- The exercise -
Copy, from the entries below, each line where the word "this" can be found.

(Front-end source files)
--- BEGIN ---
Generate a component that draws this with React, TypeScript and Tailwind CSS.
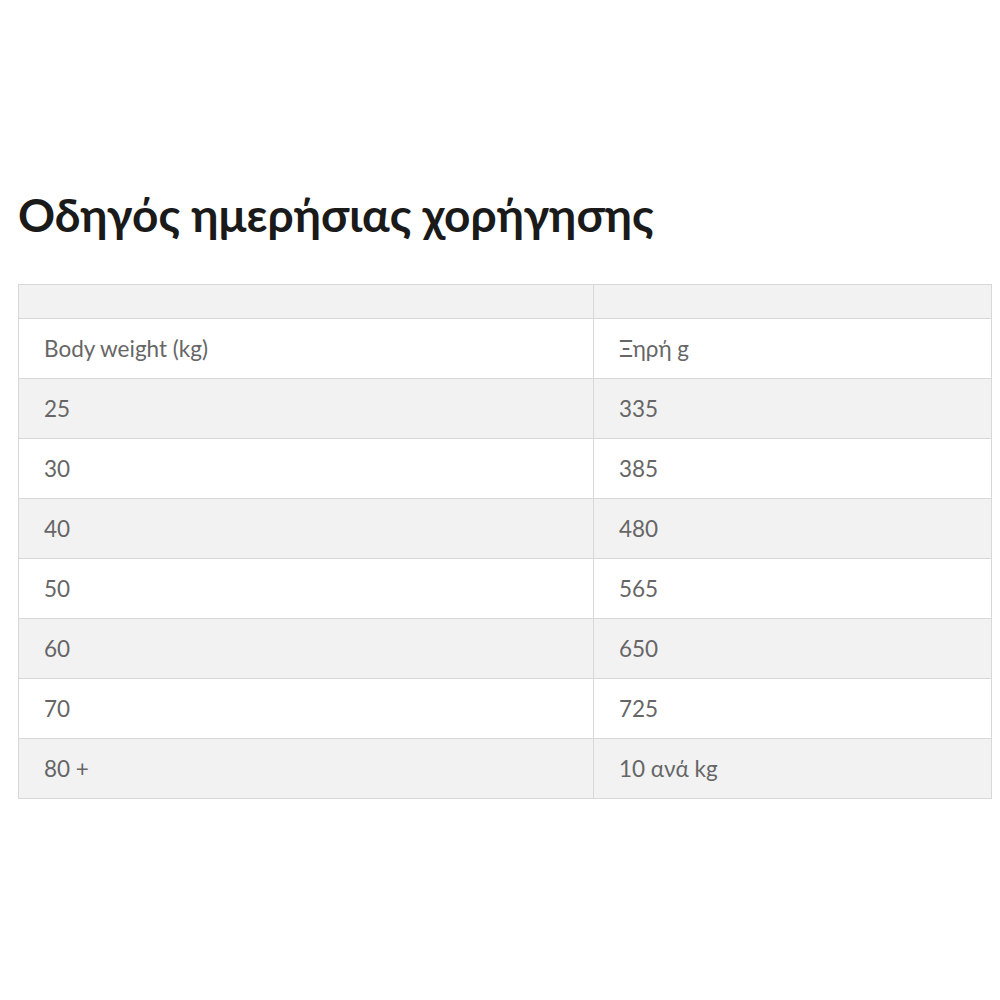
const rows: [string, string][] = [
  ['Body weight (kg)', 'Ξηρή g'],
  ['25', '335'],
  ['30', '385'],
  ['40', '480'],
  ['50', '565'],
  ['60', '650'],
  ['70', '725'],
  ['80 +', '10 ανά kg'],
]

export default function App() {
  return (
    <div className="min-h-screen bg-white px-[18px] pt-[184px]" style={{ fontFamily: 'Lato, "Noto Sans", sans-serif' }}>
      <h1 className="text-[46px] font-bold leading-[62px] text-[#1a1a1a]">
        Οδηγός ημερήσιας χορήγησης
      </h1>
      <table className="mt-[38px] w-[974px] border-collapse text-[22.5px] text-[#666666]">
        <colgroup>
          <col className="w-[575px]" />
          <col />
        </colgroup>
        <thead>
          <tr className="h-[34px] bg-[#f2f2f3]">
            <th className="border border-[#d8d8d8]"></th>
            <th className="border border-[#d8d8d8]"></th>
          </tr>
        </thead>
        <tbody>
          {rows.map(([a, b], i) => (
            <tr key={a} className={`h-[60px] ${i % 2 === 1 ? 'bg-[#f2f2f3]' : 'bg-white'}`}>
              <td className="border border-[#d8d8d8] px-[25px] text-left font-normal">{a}</td>
              <td className="border border-[#d8d8d8] px-[25px] text-left font-normal">{b}</td>
            </tr>
          ))}
        </tbody>
      </table>
    </div>
  )
}
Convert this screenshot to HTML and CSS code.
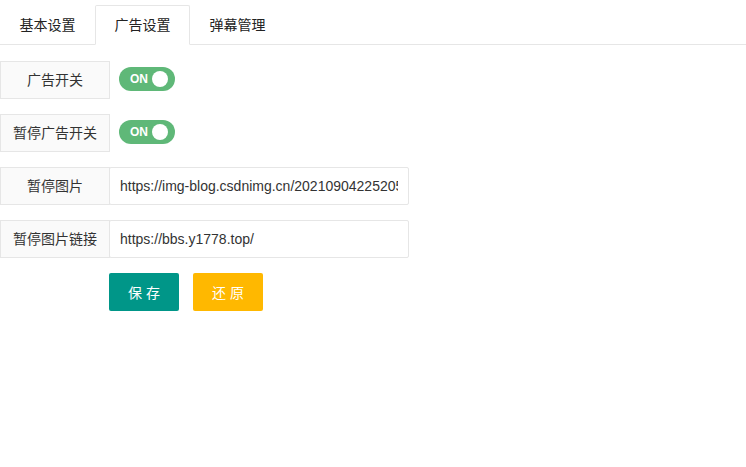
FILE: index.html
```html
<!DOCTYPE html>
<html lang="zh-CN">
<head>
<meta charset="utf-8">
<title>广告设置</title>
<link rel="stylesheet" href="styles.css">
</head>
<body>
<ul class="tabs">
  <li class="tab">基本设置</li>
  <li class="tab active">广告设置</li>
  <li class="tab">弹幕管理</li>
</ul>
<form class="form">
  <div class="row">
    <label class="label">广告开关</label>
    <div class="switch"><span class="switch-text">ON</span><span class="knob"></span></div>
  </div>
  <div class="row">
    <label class="label">暂停广告开关</label>
    <div class="switch"><span class="switch-text">ON</span><span class="knob"></span></div>
  </div>
  <div class="row">
    <label class="label">暂停图片</label>
    <input class="input" type="text" value="https://img-blog.csdnimg.cn/20210904225205947.png">
  </div>
  <div class="row">
    <label class="label">暂停图片链接</label>
    <input class="input" type="text" value="https://bbs.y1778.top/">
  </div>
  <div class="actions">
    <button type="button" class="btn btn-save">保 存</button>
    <button type="button" class="btn btn-reset">还 原</button>
  </div>
</form>
</body>
</html>
```
FILE: styles.css
```css
* { box-sizing: border-box; }
body {
  margin: 0;
  background: #fff;
  color: #333;
  font-family: "Liberation Sans", "Noto Sans CJK SC", sans-serif;
  font-size: 14px;
}
.tabs {
  list-style: none;
  margin: 5px 0 0;
  padding: 0;
  display: flex;
  height: 40px;
  border-bottom: 1px solid #e6e6e6;
}
.tab {
  width: 95px;
  height: 40px;
  line-height: 38px;
  text-align: center;
  color: #222;
  border: 1px solid transparent;
}
.tab.active {
  border-color: #e6e6e6;
  border-bottom-color: #fff;
  background: #fff;
  border-radius: 2px 2px 0 0;
}
.form {
  margin: 0;
  padding-top: 16px;
}
.row {
  display: flex;
  height: 38px;
  margin-bottom: 15px;
}
.label {
  width: 110px;
  height: 38px;
  line-height: 36px;
  text-align: center;
  border: 1px solid #e6e6e6;
  background: #fafafa;
  color: #333;
  flex: none;
}
.switch {
  margin: 6px 0 0 9px;
  width: 56px;
  height: 24px;
  border-radius: 12px;
  background: #5fb878;
  display: flex;
  align-items: center;
  justify-content: space-between;
  padding: 0 7px 0 11px;
}
.switch-text {
  color: #fff;
  font-size: 12px;
  font-weight: bold;
  font-family: "Liberation Sans", "Noto Sans CJK SC", sans-serif;
}
.knob {
  width: 16px;
  height: 16px;
  border-radius: 50%;
  background: #fff;
}
.input {
  margin: 0 0 0 -1px;
  width: 300px;
  height: 38px;
  border: 1px solid #e6e6e6;
  border-radius: 2px;
  padding: 0 10px;
  font-family: "Liberation Sans", "Noto Sans CJK SC", sans-serif;
  font-size: 14px;
  color: #333;
  background: #fff;
  outline: none;
}
.actions {
  display: flex;
  gap: 14px;
  margin-left: 109px;
}
.btn {
  width: 70px;
  height: 38px;
  border: none;
  border-radius: 2px;
  color: #fff;
  font-family: "Liberation Sans", "Noto Sans CJK SC", sans-serif;
  font-size: 14px;
  padding: 0;
}
.btn-save { background: #009688; }
.btn-reset { background: #ffb800; }
```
--- END ---
- Result -
Generate a component that draws this with React, TypeScript and Tailwind CSS.
Convert this screenshot to HTML and CSS code.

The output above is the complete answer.